## Your objective
Below is a listing to write out in full, exactly as given, without its pictures.

══ Material provided

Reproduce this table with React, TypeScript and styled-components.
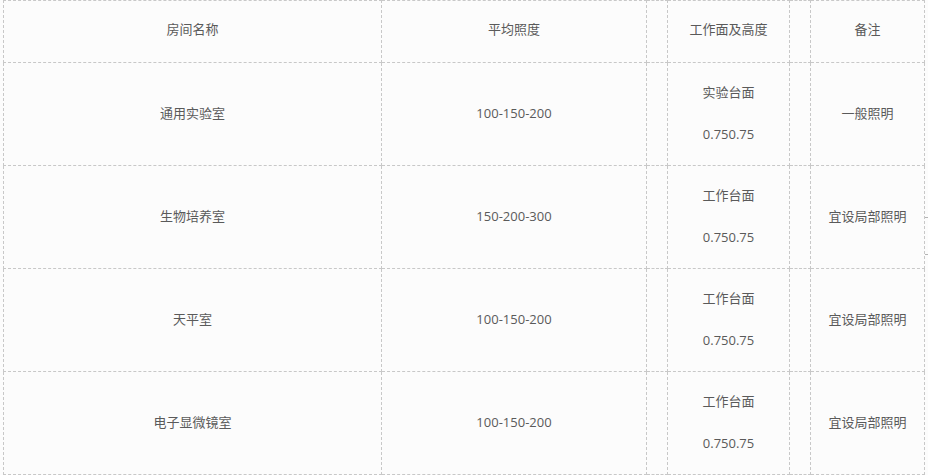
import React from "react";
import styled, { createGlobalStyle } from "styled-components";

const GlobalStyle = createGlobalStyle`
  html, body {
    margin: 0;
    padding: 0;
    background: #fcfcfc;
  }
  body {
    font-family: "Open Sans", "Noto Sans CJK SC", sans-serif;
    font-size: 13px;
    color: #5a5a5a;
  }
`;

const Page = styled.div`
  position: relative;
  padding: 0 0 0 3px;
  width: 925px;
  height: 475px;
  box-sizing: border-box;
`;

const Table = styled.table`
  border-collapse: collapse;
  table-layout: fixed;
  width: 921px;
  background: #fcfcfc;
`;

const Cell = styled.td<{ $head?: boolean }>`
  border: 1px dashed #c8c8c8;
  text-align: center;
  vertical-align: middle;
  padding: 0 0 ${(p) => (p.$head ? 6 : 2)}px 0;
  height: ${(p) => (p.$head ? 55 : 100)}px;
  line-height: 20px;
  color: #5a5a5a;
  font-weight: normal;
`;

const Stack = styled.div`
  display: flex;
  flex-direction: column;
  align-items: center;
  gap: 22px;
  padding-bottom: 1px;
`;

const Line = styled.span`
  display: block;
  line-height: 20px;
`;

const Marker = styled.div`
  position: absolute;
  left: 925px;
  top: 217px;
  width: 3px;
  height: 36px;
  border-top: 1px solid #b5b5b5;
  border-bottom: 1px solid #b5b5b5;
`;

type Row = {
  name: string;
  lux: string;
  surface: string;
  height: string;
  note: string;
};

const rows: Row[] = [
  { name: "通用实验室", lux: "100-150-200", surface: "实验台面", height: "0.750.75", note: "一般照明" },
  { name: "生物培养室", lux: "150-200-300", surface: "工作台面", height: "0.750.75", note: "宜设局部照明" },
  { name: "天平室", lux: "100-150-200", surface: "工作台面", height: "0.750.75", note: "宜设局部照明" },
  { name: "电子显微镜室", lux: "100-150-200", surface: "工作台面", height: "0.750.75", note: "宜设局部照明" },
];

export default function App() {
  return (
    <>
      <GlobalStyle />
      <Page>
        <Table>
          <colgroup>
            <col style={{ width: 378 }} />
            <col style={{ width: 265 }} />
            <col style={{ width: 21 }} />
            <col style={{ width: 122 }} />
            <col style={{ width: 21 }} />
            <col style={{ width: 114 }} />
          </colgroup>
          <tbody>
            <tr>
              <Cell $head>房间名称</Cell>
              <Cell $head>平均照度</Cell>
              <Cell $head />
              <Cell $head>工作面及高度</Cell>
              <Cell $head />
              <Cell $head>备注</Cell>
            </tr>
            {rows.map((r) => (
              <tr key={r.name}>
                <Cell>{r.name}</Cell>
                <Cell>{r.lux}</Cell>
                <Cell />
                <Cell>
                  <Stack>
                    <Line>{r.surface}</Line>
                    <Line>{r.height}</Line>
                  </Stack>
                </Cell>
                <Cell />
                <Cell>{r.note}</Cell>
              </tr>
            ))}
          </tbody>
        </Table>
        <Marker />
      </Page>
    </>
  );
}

════

## Task result
Reproduce this table with React, TypeScript and styled-components.
import React from "react";
import styled, { createGlobalStyle } from "styled-components";

const GlobalStyle = createGlobalStyle`
  html, body {
    margin: 0;
    padding: 0;
    background: #fcfcfc;
  }
  body {
    font-family: "Open Sans", "Noto Sans CJK SC", sans-serif;
    font-size: 13px;
    color: #5a5a5a;
  }
`;

const Page = styled.div`
  position: relative;
  padding: 0 0 0 3px;
  width: 925px;
  height: 475px;
  box-sizing: border-box;
`;

const Table = styled.table`
  border-collapse: collapse;
  table-layout: fixed;
  width: 921px;
  background: #fcfcfc;
`;

const Cell = styled.td<{ $head?: boolean }>`
  border: 1px dashed #c8c8c8;
  text-align: center;
  vertical-align: middle;
  padding: 0 0 ${(p) => (p.$head ? 6 : 2)}px 0;
  height: ${(p) => (p.$head ? 55 : 100)}px;
  line-height: 20px;
  color: #5a5a5a;
  font-weight: normal;
`;

const Stack = styled.div`
  display: flex;
  flex-direction: column;
  align-items: center;
  gap: 22px;
  padding-bottom: 1px;
`;

const Line = styled.span`
  display: block;
  line-height: 20px;
`;

const Marker = styled.div`
  position: absolute;
  left: 925px;
  top: 217px;
  width: 3px;
  height: 36px;
  border-top: 1px solid #b5b5b5;
  border-bottom: 1px solid #b5b5b5;
`;

type Row = {
  name: string;
  lux: string;
  surface: string;
  height: string;
  note: string;
};

const rows: Row[] = [
  { name: "通用实验室", lux: "100-150-200", surface: "实验台面", height: "0.750.75", note: "一般照明" },
  { name: "生物培养室", lux: "150-200-300", surface: "工作台面", height: "0.750.75", note: "宜设局部照明" },
  { name: "天平室", lux: "100-150-200", surface: "工作台面", height: "0.750.75", note: "宜设局部照明" },
  { name: "电子显微镜室", lux: "100-150-200", surface: "工作台面", height: "0.750.75", note: "宜设局部照明" },
];

export default function App() {
  return (
    <>
      <GlobalStyle />
      <Page>
        <Table>
          <colgroup>
            <col style={{ width: 378 }} />
            <col style={{ width: 265 }} />
            <col style={{ width: 21 }} />
            <col style={{ width: 122 }} />
            <col style={{ width: 21 }} />
            <col style={{ width: 114 }} />
          </colgroup>
          <tbody>
            <tr>
              <Cell $head>房间名称</Cell>
              <Cell $head>平均照度</Cell>
              <Cell $head />
              <Cell $head>工作面及高度</Cell>
              <Cell $head />
              <Cell $head>备注</Cell>
            </tr>
            {rows.map((r) => (
              <tr key={r.name}>
                <Cell>{r.name}</Cell>
                <Cell>{r.lux}</Cell>
                <Cell />
                <Cell>
                  <Stack>
                    <Line>{r.surface}</Line>
                    <Line>{r.height}</Line>
                  </Stack>
                </Cell>
                <Cell />
                <Cell>{r.note}</Cell>
              </tr>
            ))}
          </tbody>
        </Table>
        <Marker />
      </Page>
    </>
  );
}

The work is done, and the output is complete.